En estos tiempos inciertos, cada uno tiene sus mecanismos para lidiar emocionalmente con la cuarentena. En el caso de mi familia, es limpiar.
Ni un solo rincón del piso quedó por remover; era tal el frenesí de limpieza que incluso salieron a la luz bolsas antiguas de ropa de invierno, guardada un verano u otro y olvidada durante años.
Se decidió muy rápido qué toda la ropa vieja sería donada para ganar más espacio de almacenaje, pero en un momento de debilidad nostálgica me senté a echar un vistazo a las prendas. Entre ellas encontré dos sudaderas de hace unos años, que había llevado día sí día no durante casi toda mi educación secundaria. En ese momento me vi incapaz de deshacerme de ellas (tal vez por culpa de la cuarentena, que me ha puesto sensible), pero ambas estaban desgastadas, llenas de manchas, y algunas tallas por debajo de la ideal. Entonces, se me ocurrió una idea.
No sé coser; lamentablemente, mis habilidades con aguja e hilo nunca han ido más lejos de remendar un calcetín roto y a duras penas pegar un botón suelto, ¿pero qué mejor momento para aprender una habilidad nueva que en medio de un confinamiento global?
Así que, sin pensarlo más, le tomé prestada la máquina de coser a mi madre (con cierto recelo por su parte), y me pasé el primer fin de semana qué se me presentó con el manual de instrucciones en una mano y una camiseta desechada en la otra, la cual use como lienzo para practicar antes de atreverme con las sudaderas.
Mi plan era el siguiente: arreglar cualquiera de las dos sudaderas no valía la pena, en cuenta que ambas eran de tallas inferiores y probablemente no tardaría mucho en romperse de nuevo. Decidí abordar un enfoque más creativo y experimental: usaría las mejores partes de las dos sudaderas para crear una sudadera nueva.
Me puse manos a la obra, y empecé cortando las mangas de ambas sudaderas. Me decidí a usar como base la sudadera cuyo cuerpo estaba en mejor estado, y a ella cosí (con grandes dificultades) un par de mangas nuevas, confeccionadas a partir de los dos pares de mangas cortados.
Después me centré en la parte inferior de la sudadera, que estaba deshilachada, y en el bolsillo roto. La recorté entera, y después cosí un doblete para evitar que se volviera deshilachar. Arreglé el bolsillo de manera similar. Aunque quedó empequeñecido, volvía a ser capaz de proporcionar su función original.
Como toque final, nacido de mi vanidad al haber conseguido crear una sudadera pasable, decidí agrandar la capucha, aunque esta se encontraba en perfecto estado.

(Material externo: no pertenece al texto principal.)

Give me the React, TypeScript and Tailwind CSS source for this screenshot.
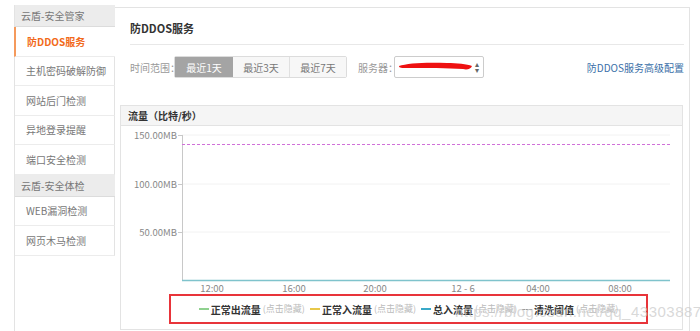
import React from 'react';

const font = { fontFamily: '"Noto Sans CJK SC", "Liberation Sans", sans-serif' };

const menu = [
  { type: 'head', label: '云盾-安全管家' },
  { type: 'item', label: '防DDOS服务', active: true },
  { type: 'item', label: '主机密码破解防御' },
  { type: 'item', label: '网站后门检测' },
  { type: 'item', label: '异地登录提醒' },
  { type: 'item', label: '端口安全检测' },
  { type: 'head', label: '云盾-安全体检' },
  { type: 'item', label: 'WEB漏洞检测' },
  { type: 'item', label: '网页木马检测' },
];

const Sidebar = () => (
  <aside className="w-[101px] shrink-0 mt-[5px] border-l border-[#e3e3e3] whitespace-nowrap">
    {menu.map((m, i) =>
      m.type === 'head' ? (
        <div key={i} className="h-[22px] flex items-center pl-[6px] bg-[#ececec] border-b border-[#dcdcdc] text-[10px] text-[#777]">
          {m.label}
        </div>
      ) : (
        <div
          key={i}
          className={`h-[29.5px] flex items-center pl-[11px] text-[10px] border-b border-[#ececec] ${
            m.active ? 'text-[#f26a1b] font-bold bg-white border-l-2 border-l-[#f59a5c] -ml-px pl-[10px]' : 'text-[#777] bg-white border-r border-r-[#e3e3e3]'
          }`}
        >
          {m.label}
        </div>
      )
    )}
  </aside>
);

const Chart = () => {
  const xs = [
    { x: 212, t: '12:00' },
    { x: 294, t: '16:00' },
    { x: 375, t: '20:00' },
    { x: 463, t: '12 - 6' },
    { x: 538, t: '04:00' },
    { x: 620, t: '08:00' },
  ];
  return (
    <svg width="561" height="168" viewBox="121 124 561 168" className="block">
      <line x1="182" y1="133" x2="670" y2="133" stroke="#f2f2f2" />
      <line x1="182" y1="182" x2="670" y2="182" stroke="#f2f2f2" />
      <line x1="182" y1="230" x2="670" y2="230" stroke="#f2f2f2" />
      <line x1="178" y1="133.5" x2="182" y2="133.5" stroke="#c8c8c8" />
      <line x1="178" y1="182.5" x2="182" y2="182.5" stroke="#c8c8c8" />
      <line x1="178" y1="230.5" x2="182" y2="230.5" stroke="#c8c8c8" />
      <line x1="182.5" y1="133" x2="182.5" y2="279" stroke="#c8c8c8" />
      <line x1="182" y1="142.5" x2="670" y2="142.5" stroke="#d070d8" strokeDasharray="3 2" />
      <line x1="182" y1="278.5" x2="670" y2="278.5" stroke="#7fc3cc" strokeWidth="1.5" />
      <g fontSize="9.5" fill="#888" style={font}>
        <text x="177" y="137" textAnchor="end">150.00MB</text>
        <text x="177" y="186" textAnchor="end">100.00MB</text>
        <text x="177" y="234" textAnchor="end">50.00MB</text>
        {xs.map((a) => (
          <text key={a.t} x={a.x} y="290" textAnchor="middle">{a.t}</text>
        ))}
      </g>
    </svg>
  );
};

const Legend = () => {
  const items = [
    { c: '#8fd18f', l: '正常出流量', dash: false },
    { c: '#e8c84a', l: '正常入流量', dash: false },
    { c: '#3aa9c8', l: '总入流量', dash: false },
    { c: '#999', l: '清洗阈值', dash: true },
  ];
  return (
    <div className="ml-[48px] w-[479px] h-[30px] border-2 border-[#e8343a] flex items-center justify-center gap-[5px] text-[10px] whitespace-nowrap">
      {items.map((it) => (
        <div key={it.l} className="flex items-center gap-[2px]">
          <span
            className={`inline-block w-[10px] ${it.dash ? 'border-t border-dashed' : 'border-t-2'}`}
            style={{ borderColor: it.c }}
          />
          <span className="font-bold text-[#333]">{it.l}</span>
          <span className="text-[#bbb] text-[9px]">(点击隐藏)</span>
        </div>
      ))}
    </div>
  );
};

export default function App() {
  return (
    <div className="w-[700px] h-[331px] overflow-hidden bg-white flex pl-[14px] relative" style={font}>
      <Sidebar />
      <main className="mt-[7px] w-[575px] h-[330px] border-t border-r border-[#e3e3e3] pl-[15px] pr-[5px] whitespace-nowrap">
        <div className="h-[37px] flex items-end pb-[8px] border-b border-[#e8e8e8] text-[11px] font-bold text-[#333]">
          防DDOS服务
        </div>
        <div className="mt-[11px] flex items-center h-[22px] text-[10px] text-[#999]">
          <span className="w-[44px]">时间范围：</span>
          <div className="flex h-[22px] border border-[#dcdcdc] rounded-[2px]">
            <span className="w-[58px] flex items-center justify-center bg-[#a4a4a4] text-white">最近1天</span>
            <span className="w-[57px] flex items-center justify-center bg-[#f7f7f7] text-[#777] border-r border-[#e0e0e0]">最近3天</span>
            <span className="w-[56px] flex items-center justify-center bg-[#f7f7f7] text-[#777]">最近7天</span>
          </div>
          <span className="ml-[11px] w-[36px]">服务器：</span>
          <div className="relative w-[90px] h-[22px] border border-[#ccc] rounded-[2px] bg-white flex items-center">
            <svg width="80" height="14" viewBox="0 0 80 14" className="ml-[2px]">
              <path d="M2 6 C10 3, 30 2, 50 3 C60 3, 70 4, 75 6 C74 9, 70 10, 66 9 C50 8, 30 8, 10 8 C5 8, 2 8, 2 6 Z" fill="#ee1111" />
            </svg>
            <span className="absolute right-[4px] top-[4px] text-[8px] leading-[6px] text-[#666] flex flex-col">
              <span>▴</span>
              <span>▾</span>
            </span>
          </div>
          <span className="ml-auto text-[#3a6fa8]">防DDOS服务高级配置</span>
        </div>
        <div className="mt-[27px] w-[563px] -ml-[10px] h-[225px] border border-[#e3e3e3]">
          <div className="h-[20px] bg-[#f5f5f5] border-b border-[#e3e3e3] flex items-center pl-[7px] text-[10px] font-bold text-[#333]">
            流量（比特/秒）
          </div>
          <Chart />
          <Legend />
        </div>
      </main>
      <div className="absolute left-[455px] top-[301px] text-[15px] text-[#c8c8c8]/70 tracking-[0.5px]" style={{ fontFamily: '"Liberation Sans", sans-serif' }}>
        https://blog.csdn.net/qq_43303887
      </div>
    </div>
  );
}
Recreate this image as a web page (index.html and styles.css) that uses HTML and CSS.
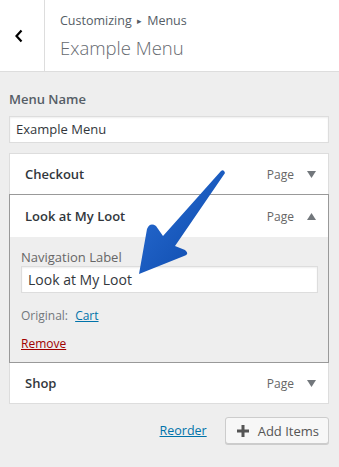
FILE: index.html
```html
<!DOCTYPE html>
<html lang="en">
<head>
    <meta charset="UTF-8">
    <meta name="viewport" content="width=device-width, initial-scale=1.0">
    <title>Customizing - Menus</title>
    <link rel="stylesheet" href="styles.css">
</head>
<body>
    <div class="panel">
        <div class="panel-header">
            <div class="back-btn">
                <svg width="10" height="14" viewBox="0 0 10 14"><polyline points="7.5,1.5 2.5,7 7.5,12.5" fill="none" stroke="#000" stroke-width="2.2"/></svg>
            </div>
            <div class="header-titles">
                <div class="crumbs">Customizing <span class="crumb-sep">&#9656;</span> Menus</div>
                <div class="panel-title">Example Menu</div>
            </div>
        </div>

        <div class="panel-body">
            <label class="field-label">Menu Name</label>
            <div class="text-input">Example Menu</div>

            <ul class="menu-items">
                <li class="menu-item">
                    <div class="item-bar">
                        <span class="item-title">Checkout</span>
                        <span class="item-type">Page</span>
                        <svg class="toggle" width="9" height="7" viewBox="0 0 9 7"><polygon points="0,0 9,0 4.5,7" /></svg>
                    </div>
                </li>
                <li class="menu-item open">
                    <div class="item-bar">
                        <span class="item-title">Look at My Loot</span>
                        <span class="item-type">Page</span>
                        <svg class="toggle" width="9" height="7" viewBox="0 0 9 7"><polygon points="0,7 9,7 4.5,0" /></svg>
                    </div>
                    <div class="item-settings">
                        <label class="nav-label">Navigation Label</label>
                        <div class="text-input large">Look at My Loot</div>
                        <div class="original">Original: <a href="#">Cart</a></div>
                        <a class="remove" href="#">Remove</a>
                    </div>
                </li>
                <li class="menu-item">
                    <div class="item-bar">
                        <span class="item-title">Shop</span>
                        <span class="item-type">Page</span>
                        <svg class="toggle" width="9" height="7" viewBox="0 0 9 7"><polygon points="0,0 9,0 4.5,7" /></svg>
                    </div>
                </li>
            </ul>

            <div class="actions">
                <a class="reorder" href="#">Reorder</a>
                <button class="add-items">
                    <svg width="12" height="12" viewBox="0 0 12 12"><rect x="4.5" y="0" width="3" height="12" /><rect x="0" y="4.5" width="12" height="3" /></svg>
                    Add Items
                </button>
            </div>
        </div>
    </div>

    <!-- annotation arrow -->
    <svg class="pointer-arrow" width="339" height="467" viewBox="0 0 339 467">
        <defs>
            <linearGradient id="arrowFill" x1="0" y1="0" x2="1" y2="1">
                <stop offset="0" stop-color="#2a6fd6"/>
                <stop offset="1" stop-color="#0b47a8"/>
            </linearGradient>
        </defs>
        <path d="M225,173 L175,246 L185,250 Q190,254 184,256 L139,274 L147,229 Q150,222 156,226 L163,236 L221,171 Q224,169 225,173 Z" fill="url(#arrowFill)"/>
    </svg>
</body>
</html>
```

FILE: styles.css
```css
* {
    margin: 0;
    padding: 0;
    box-sizing: border-box;
}

body {
    font-family: 'Open Sans', 'Noto Sans', sans-serif;
    background: #eeeeee;
    color: #23282d;
    width: 339px;
    height: 467px;
    overflow: hidden;
    position: relative;
}

.panel-header {
    display: flex;
    height: 72px;
    background: #ffffff;
    border-bottom: 1px solid #dddddd;
}

.back-btn {
    width: 45px;
    border-right: 1px solid #dddddd;
    display: flex;
    align-items: center;
    justify-content: center;
    padding-right: 6px;
}

.header-titles {
    padding: 11px 0 0 15px;
}

.crumbs {
    font-size: 12.5px;
    color: #555d66;
    line-height: 20px;
}

.crumb-sep {
    font-size: 9px;
    margin: 0 2px;
    position: relative;
    top: -1px;
}

.panel-title {
    font-size: 18.5px;
    font-weight: 300;
    color: #666a70;
    line-height: 28px;
    margin-top: 2px;
}

.panel-body {
    padding: 18px 10px 0 9px;
}

.field-label {
    display: block;
    font-size: 13px;
    font-weight: 600;
    color: #555d66;
    line-height: 18px;
    margin-bottom: 8px;
}

.text-input {
    background: #ffffff;
    border: 1px solid #dddddd;
    height: 27px;
    font-size: 13px;
    line-height: 25px;
    padding: 0 6px;
    color: #32373c;
    box-shadow: inset 0 1px 2px rgba(0, 0, 0, 0.07);
}

.text-input.large {
    font-size: 14px;
}

.menu-items {
    list-style: none;
    margin-top: 11px;
}

.menu-item {
    background: #ffffff;
    border: 1px solid #dddddd;
    margin-top: -1px;
}

.menu-item.open {
    border-color: #999999;
    position: relative;
}

.item-bar {
    display: flex;
    align-items: center;
    height: 40px;
    padding: 0 12px 0 15px;
}

.menu-item.open .item-bar {
    height: 42px;
}

.item-title {
    flex: 1;
    font-size: 13px;
    font-weight: 600;
    color: #32373c;
}

.item-type {
    font-size: 12px;
    color: #666666;
    margin-right: 13px;
}

.toggle {
    fill: #72777c;
}

.item-settings {
    background: #eeeeee;
    padding: 12px 10px 0 11px;
    height: 125px;
}

.nav-label {
    display: block;
    font-size: 13px;
    color: #666666;
    line-height: 16px;
    margin-bottom: 1px;
}

.original {
    margin-top: 14px;
    font-size: 12px;
    color: #72777c;
}

.original a {
    color: #0073aa;
    margin-left: 4px;
}

.remove {
    display: inline-block;
    margin-top: 11px;
    font-size: 12px;
    color: #a00000;
}

.actions {
    display: flex;
    justify-content: flex-end;
    align-items: center;
    margin-top: 13px;
}

.reorder {
    font-size: 12.5px;
    color: #0073aa;
    margin-right: 18px;
}

.add-items {
    display: flex;
    align-items: center;
    gap: 9px;
    height: 27px;
    padding: 0 9px 0 11px;
    background: #f7f7f7;
    border: 1px solid #cccccc;
    border-radius: 3px;
    box-shadow: 0 1px 0 #cccccc;
    font-family: inherit;
    font-size: 13px;
    color: #555555;
}

.add-items svg {
    fill: #555555;
}

.pointer-arrow {
    position: absolute;
    top: 0;
    left: 0;
    pointer-events: none;
}
```
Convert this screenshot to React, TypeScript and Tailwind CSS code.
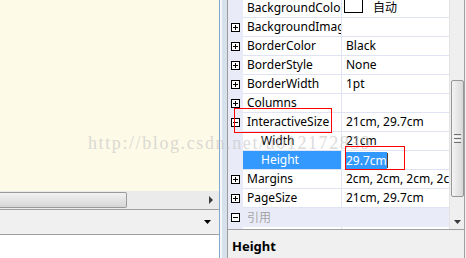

Esta tarea me llevó aproximadamente dos fines de semana enteros, contando mi breve periodo de aprendizaje sobre los usos y efectos de los mil botones y ruescas de la máquina de coser.
Pero aún no me sentía satisfecha. Había empezado este camino, y quería saber hasta dónde llegaba. Mi deseo no era simplemente fusionar dos sudaderas, sino conseguir una totalmente nueva. Y para eso necesitaba también un cambio de color. Por eso añadí lejía (entre otras cosas), a la lista de la compra.
Doble la sudadera en forma de espiral y la sumergí parcialmente en un recipiente de plástico lleno de una disolución de agua y lejía. El resultado no acabó de ser el que esperaba: tal vez la lejía estaba demasiado diluida, o tal vez el material de las sudaderas no era receptivo a ella (como en el caso de la sudadera gris, la cual no se vió afectada en absoluto por la lejía) pero aún así no me puedo quejar del resultado.
No es una sudadera convencional, pero tampoco aspiraba a crear una prenda digna de llevar por la calle cada día. Mi idea principal era probar y aprender una nueva actividad, y darles un final digno a dos sudaderas a las cuales ya no les quedaba más vida útil; y creo que lo he conseguido.